Readers Write

Balakrishna’s Legend: A Favourite Guilty Pleasure

This is the kind of movie you watch with your loneliness for company and do not talk about at parties

sandeep padhi

There are movies that you brag about on your social media posts, there are movies that make you question your mental faculties, and then there is this kind of movie. The one you watch with your loneliness for company and you do not talk about at parties: you savour that movie. Balakrishna's Legend is one such movie. Legend confidently strides into the recesses beyond the straitjackets of low art and high art, alienated from the now fashionable woke universe. To appreciate the work of art called Legend there is only ground rule one needs to keep in mind: Balakrishna is a superstar but Balayya is an emotion.

Legend follows the masala entertainer trope and then takes it a notch higher with not one but two Balakrishnas. The first half of Legend introduces Jaidev (Balakrishna) as true global do-gooder, saving girls and families from Dubai to Dharmavaram. He stops to smell the roses in between the crusade by romancing to peppy tunes. The titular character Legend (again, Balakrishna) arrives at the interval point to fuel a hackathon. On screen Balayya might be addressing the villain but the tirade is intended towards Balayya's real life competitor. That is some layered messaging, but you do not need an understanding of the context to enjoy this scene. The 'punch' dialogues per minute and blood spurts per frame are fodder enough to satiate those reptilian instincts of dominance and aggression. The 'okka pitta katha cheppana' (shall I narrate a small tale) monologue by Balayya also doubles up as a crash course in the political history of Andhra Pradesh dating back to the 1980s.

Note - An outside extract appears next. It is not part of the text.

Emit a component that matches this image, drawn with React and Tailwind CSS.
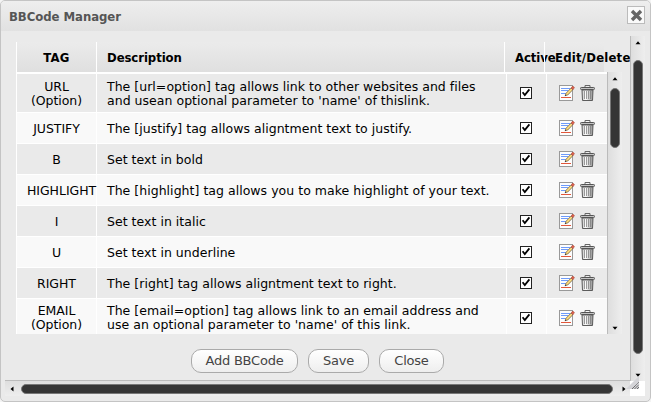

Legend ticks all the boxes of a Tollywood blockbuster – headlined by a superstar whose onscreen and offscreen personas coalesce intermittently, dialogues peppered with 'honesty is the best policy' kind of messaging and an action blood fest. Legend has pre-stereotyped Jagapathi Babu in his first turn as the bad guy. Also appearing in an out-of-place role is a pre-Netflix Radhika Apte. There are other minor and major characters who exist on the fringe of a frame that at all times has Balakrishna at the centre.

On dark days when one feels beat down by life and is not in the mental state to appreciate crafty conceits and deceptive deceits in the screenplay, Legend provides an un-Shawshank-like redemption. It is best, then, to give in to the guilty pleasure and live vicariously through the onscreen victories of Legend. Or to put it in the dialogue template of the movie's universe, "do not fight the guilt, if you fight the guilt then the guilt will fight you." This is not just guilt; it is also pleasure.